Foreign Tax Credit Relief:

  • If you pay tax in the foreign country, you may be able to claim a credit against your UK CGT liability.
  • However, the UK only allows a credit for the foreign tax paid up to the amount of UK CGT due. If the foreign tax rate is lower, you may still owe some tax in the UK.

Domicile Status and the Remittance Basis

Your domicile status can significantly influence your UK tax liability on the sale of overseas property.

Domicile vs. Residence:

  • Residence refers to where you live for tax purposes, while domicile refers to your permanent home or the country you consider your long-term base.
  • You can be a UK resident but domiciled elsewhere.

Non-Domiciled Status (Non-Dom):

  • Non-domiciled individuals may, under certain circumstances, opt for the remittance basis of taxation.
  • This means they are only taxed in the UK on foreign income and gains that are remitted (brought into) the UK.
  • If you sell a property abroad and keep the proceeds in an overseas bank account, you might avoid UK tax on the gain if you are a non-dom and do not remit the funds.

Important Changes to Non-Dom Rules:

  • The rules around non-domicile status are complex and subject to change.
  • As of 6 April 2025, the remittance basis will be abolished, and a new residence-based system will be introduced.
  • It is essential to seek up-to-date professional advice on how these changes will affect your specific situation.

Currency Exchange Rate Fluctuations

When selling property abroad, the transaction typically occurs in a foreign currency, while UK tax liabilities are calculated in pounds sterling. This introduces the risk of currency exchange rate fluctuations.

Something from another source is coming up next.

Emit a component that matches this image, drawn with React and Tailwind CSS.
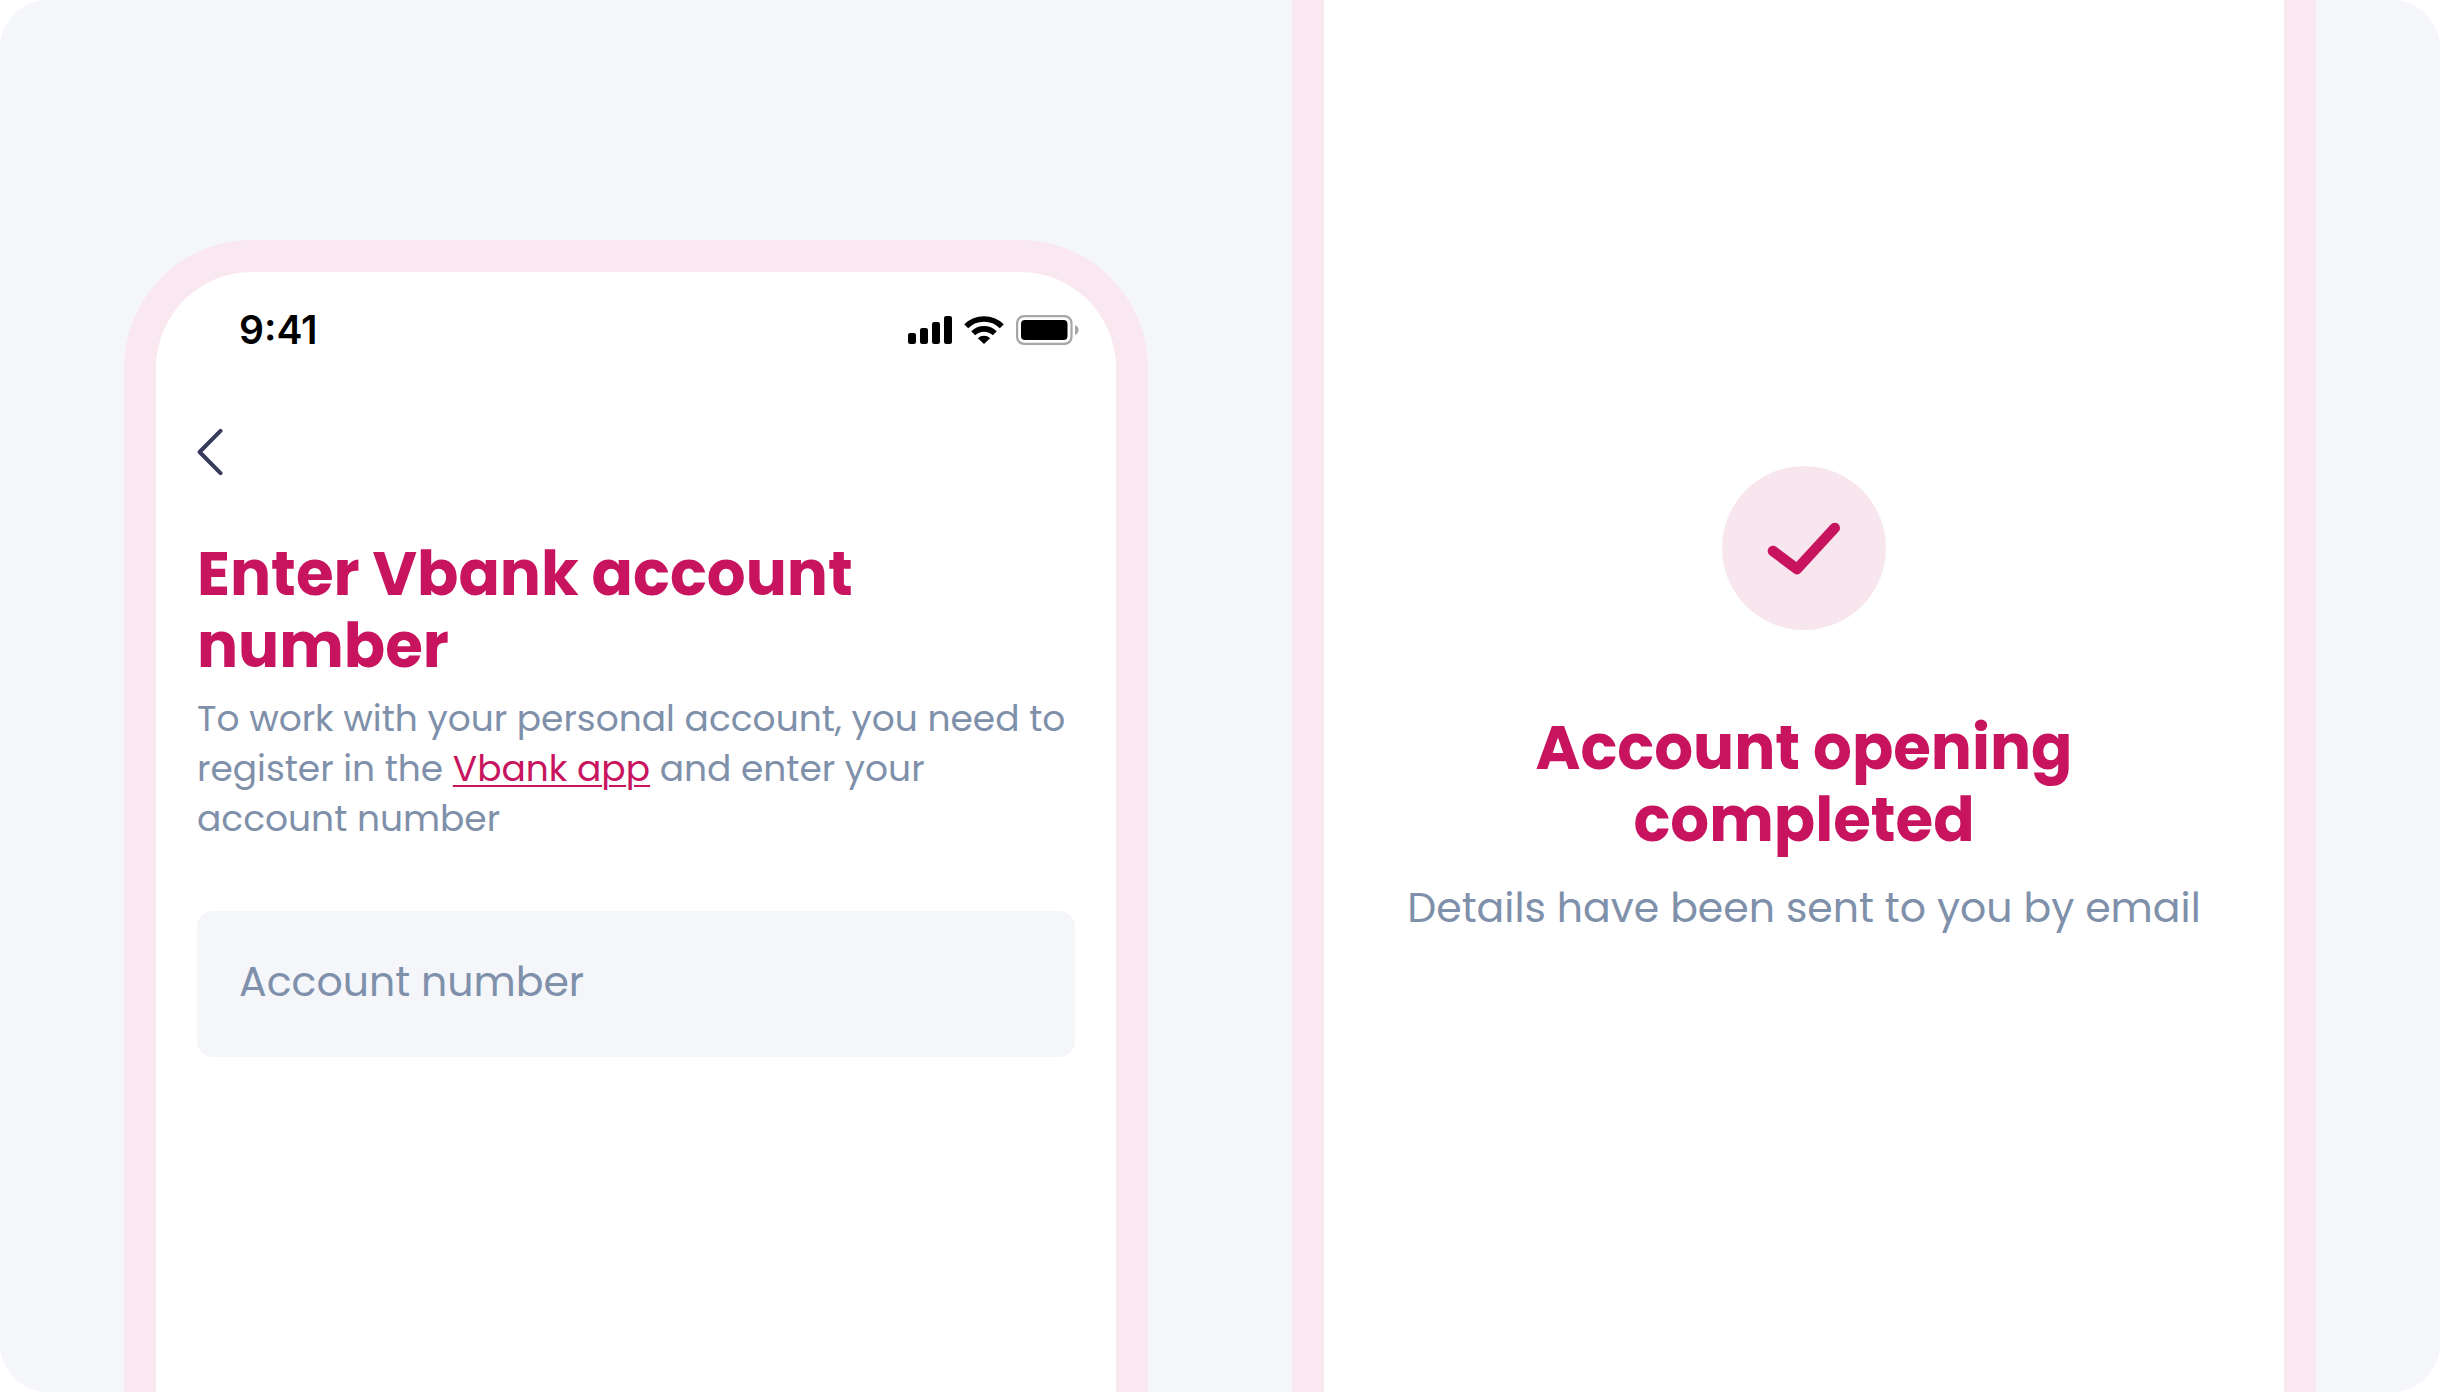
function SignalIcon() {
  return (
    <svg className="h-7 w-11" viewBox="0 0 44 28" aria-hidden="true">
      <rect x="0" y="17" width="8" height="11" rx="2.2" />
      <rect x="12" y="12" width="8" height="16" rx="2.2" />
      <rect x="24" y="6" width="8" height="22" rx="2.2" />
      <rect x="36" y="0" width="8" height="28" rx="2.2" />
    </svg>
  );
}

function WifiIcon() {
  return (
    <svg className="h-7 w-10" viewBox="0 0 40 28" fill="none" aria-hidden="true">
      <path d="M2.2 10.2 A25.5 25.5 0 0 1 37.8 10.2" stroke="#000" strokeWidth="5.6" />
      <path d="M9.2 17.2 A15.6 15.6 0 0 1 30.8 17.2" stroke="#000" strokeWidth="5.6" />
      <path d="M20 28 L13.9 22.2 A9 9 0 0 1 26.1 22.2 Z" fill="#000" />
    </svg>
  );
}

function BatteryIcon() {
  return (
    <svg className="h-[30px] w-[63px]" viewBox="0 0 63 30" fill="none" aria-hidden="true">
      <rect x="1.1" y="1.1" width="54.4" height="27.8" rx="7" stroke="#a6a6a6" strokeWidth="2.2" />
      <rect x="5" y="5" width="46.5" height="20" rx="4" fill="#000" />
      <path d="M59 10 C61 10.8 62.6 12.7 62.6 15 C62.6 17.3 61 19.2 59 20 Z" fill="#a6a6a6" />
    </svg>
  );
}

function StatusBar() {
  return (
    <header className="flex items-center justify-between pt-9 pr-[37px] pl-[83px]">
      <time className="font-[Inter,sans-serif] text-[39px] leading-[44px] font-semibold text-black">9:41</time>
      <div className="flex items-center gap-3">
        <SignalIcon />
        <WifiIcon />
        <BatteryIcon />
      </div>
    </header>
  );
}

function AccountNumberScreen() {
  return (
    <section className="flex flex-1 flex-col rounded-t-[128px] border-x-[32px] border-t-[32px] border-[#fae8f0] bg-white">
      <StatusBar />
      <form className="flex flex-col px-[41px] pt-[76px]">
        <button type="button" aria-label="Back" className="flex h-12 w-8 items-center">
          <svg className="h-12 w-7" viewBox="0 0 28 48" fill="none" aria-hidden="true">
            <path d="M23.5 2.8 L2.6 24 L23.5 45.2" stroke="#373a5c" strokeWidth="4" strokeLinecap="round" strokeLinejoin="round" />
          </svg>
        </button>
        <h1 className="pt-[62px] text-[61px] leading-[72px] font-bold text-[#c8145f]">Enter Vbank account number</h1>
        <p className="pt-3 text-[36px] leading-[50px] text-[#7f90aa]">
          To work with your personal account, you need to register in the{" "}
          <a href="#vbank-app" className="text-[#c8145f] underline decoration-2 underline-offset-4">Vbank app</a>{" "}
          and enter your account number
        </p>
        <input
          type="text"
          inputMode="numeric"
          aria-label="Account number"
          placeholder="Account number"
          className="mt-[67px] h-[146px] w-full rounded-2xl bg-[#f4f6fa] px-[42px] pb-1.5 text-[41px] text-[#373a5c] outline-none placeholder:text-[#7f90aa]"
        />
      </form>
    </section>
  );
}

function CompletedScreen() {
  return (
    <section className="flex flex-1 flex-col items-center border-x-[32px] border-[#fae8f0] bg-white px-12 pt-[466px] text-center">
      <svg className="size-[164px]" viewBox="0 0 164 164" fill="none" aria-hidden="true">
        <circle cx="82" cy="82" r="82" fill="#f8e6ee" />
        <path d="M51 85 L75 103 L112.7 62" stroke="#c8145f" strokeWidth="10.6" strokeLinecap="round" strokeLinejoin="round" />
      </svg>
      <h2 className="max-w-[640px] pt-[82px] text-[61px] leading-[72px] font-bold text-[#c8145f]">Account opening completed</h2>
      <p className="pt-[22px] text-[41px] leading-[60px] text-[#7f90aa]">Details have been sent to you by email</p>
    </section>
  );
}

export default function App() {
  return (
    <div className="min-h-screen bg-white">
      <main className="flex min-h-screen gap-36 rounded-[48px] bg-[#f4f6fa] px-[124px] font-[Poppins,Inter,sans-serif]">
        <div className="flex flex-1 pt-60">
          <AccountNumberScreen />
        </div>
        <div className="flex flex-1">
          <CompletedScreen />
        </div>
      </main>
    </div>
  );
}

Impact on CGT Calculation:

  • HMRC requires you to convert both the original purchase price and the final sale price into sterling using the exchange rates that were in effect at the time of each transaction.
  • This means that even if the property’s value remains the same in the foreign currency, a change in exchange rates can result in a capital gain or loss for UK tax purposes.

Example:

  • You purchased a property for €200,000 when the exchange rate was £0.85 per euro (£170,000).
  • You sell the property for €200,000 when the exchange rate is £0.75 per euro (£150,000).
  • Even though the property sold for the same amount in euros, you have made a £20,000 loss in sterling for UK tax purposes.

Managing Currency Risk:

  • Consider using a specialist currency exchange service to secure a favorable exchange rate and minimize the impact of fluctuations.
  • Consult with a financial advisor to explore strategies for hedging against currency risk.

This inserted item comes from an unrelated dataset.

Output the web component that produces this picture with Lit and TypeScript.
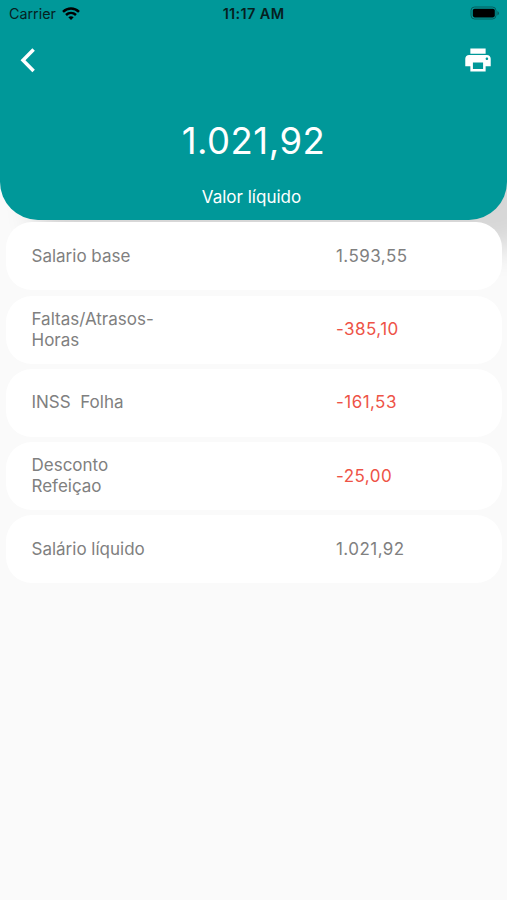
import { LitElement, html, css } from "lit";
import { customElement } from "lit/decorators.js";
import { classMap } from "lit/directives/class-map.js";

interface Entry {
  label: string;
  value: string;
  negative?: boolean;
}

const ENTRIES: Entry[] = [
  { label: "Salario base", value: "1.593,55" },
  { label: "Faltas/Atrasos-\nHoras", value: "-385,10", negative: true },
  { label: "INSS  Folha", value: "-161,53", negative: true },
  { label: "Desconto\nRefeiçao", value: "-25,00", negative: true },
  { label: "Salário líquido", value: "1.021,92" },
];

@customElement("app-root")
export class AppRoot extends LitElement {
  static styles = css`
    :host {
      display: block;
      height: 900px;
      overflow: hidden;
      background: #fafafa;
      font-family: Inter, "Liberation Sans", sans-serif;
    }
    .header {
      box-sizing: border-box;
      height: 219.5px;
      background: #009899;
      border-radius: 0 0 38px 38px;
      box-shadow: 34px 30px 30px rgba(0, 0, 0, 0.14);
      color: #fff;
    }
    .status {
      display: grid;
      grid-template-columns: 1fr auto 1fr;
      align-items: center;
      height: 26px;
      padding: 0 7px 0 9px;
      color: #06211f;
      font-size: 14.3px;
    }
    .carrier {
      display: flex;
      align-items: center;
      gap: 6px;
    }
    .time {
      padding-right: 2px;
      font-weight: 600;
      font-size: 14.5px;
      letter-spacing: 0.35px;
    }
    .battery {
      justify-self: end;
    }
    .bar {
      display: flex;
      justify-content: space-between;
      align-items: center;
      height: 67px;
      padding: 0 15px 0 20px;
    }
    svg {
      display: block;
    }
    .total {
      margin-top: 23px;
      height: 50px;
      line-height: 50px;
      text-align: center;
      font-size: 36.5px;
      letter-spacing: 0.5px;
    }
    .caption {
      margin-top: 20px;
      line-height: 22px;
      text-align: center;
      font-size: 17px;
      padding-right: 4px;
    }
    .list {
      position: relative;
      display: flex;
      flex-direction: column;
      gap: 5.3px;
      padding: 2.8px 5px 0 6px;
    }
    .card {
      box-sizing: border-box;
      display: grid;
      grid-template-columns: 304.5px 1fr;
      align-items: center;
      height: 68px;
      padding: 0 25.5px;
      border-radius: 26px;
      background: #fff;
      color: #808080;
      font-size: 17px;
      line-height: 21px;
    }
    .label {
      white-space: pre;
    }
    .value {
      letter-spacing: 0.45px;
    }
    .negative {
      color: #ee5347;
    }
  `;

  render() {
    return html`
      <header class="header">
        <div class="status">
          <div class="carrier">
            <span class="name">Carrier</span>
            <svg width="18" height="13" viewBox="0 0 18 13" fill="none" stroke="#000" stroke-width="2.5">
              <path d="M1 4.9C5.6.5 12.4.5 17 4.9" />
              <path d="M4 8C6.9 5.3 11.1 5.3 14 8" />
              <path d="M9 13 6.3 10.3Q9 8.1 11.7 10.3Z" fill="#000" stroke="none" />
            </svg>
          </div>
          <span class="time">11:17 AM</span>
          <svg class="battery" width="30" height="14" viewBox="0 0 30 14">
            <rect x="1" y="1" width="25" height="12" rx="3.6" fill="none" stroke="#045e5e" />
            <rect x="2.8" y="2.8" width="22" height="8.6" rx="1.8" fill="#000" />
            <path d="M27.4 5v4.4q1.6-.8 1.6-2.2t-1.6-2.2Z" fill="#045e5e" />
          </svg>
        </div>
        <div class="bar">
          <svg width="16" height="26" viewBox="0 0 16 26" fill="none" stroke="#fff" stroke-width="3.5">
            <path d="M13.6 2.4 3 13.2l10.6 10.8" />
          </svg>
          <svg width="28" height="28" viewBox="1 1 22 22" fill="#fff">
            <path
              d="M19 8H5c-1.66 0-3 1.34-3 3v6h4v4h12v-4h4v-6c0-1.66-1.34-3-3-3zm-3 11H8v-5h8v5zm3-7c-.55 0-1-.45-1-1s.45-1 1-1 1 .45 1 1-.45 1-1 1zm-1-9H6v4h12V3z"
            />
          </svg>
        </div>
        <div class="total">1.021,92</div>
        <div class="caption">Valor líquido</div>
      </header>
      <main class="list">
        ${ENTRIES.map(
          (e) => html`
            <section class="card">
              <span class="label">${e.label}</span>
              <span class=${classMap({ value: true, negative: !!e.negative })}>${e.value}</span>
            </section>
          `
        )}
      </main>
    `;
  }
}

Timing of the Sale and Tax Reliefs

The timing of your property sale can have a significant impact on your UK tax liability.

Private Residence Relief (PRR):

  • If the overseas property was your main home at any point during your ownership, you may be eligible for PRR.
  • PRR can reduce or eliminate the amount of CGT payable on the gain.
  • The rules surrounding PRR for overseas properties can be complex, particularly regarding periods of absence.

Split-Year Treatment:

  • If you move to or from the UK during the tax year in which you sell the property, split-year treatment may apply.
  • This can affect how the capital gain is taxed, potentially reducing your UK liability.

Important Considerations:

  • Careful planning and timing of the sale in relation to your residency status and the application of PRR can result in significant tax savings.
  • Seeking professional advice is essential to navigate these complex rules effectively.

Selling property abroad presents UK residents with a complex tax landscape. Navigating the intricacies of CGT, double taxation agreements, domicile status, currency fluctuations, and available tax reliefs requires careful planning and expert guidance. By understanding these key considerations and seeking professional advice, you can optimize your financial outcome and ensure compliance with all relevant tax regulations in both the UK and the country where the property is located.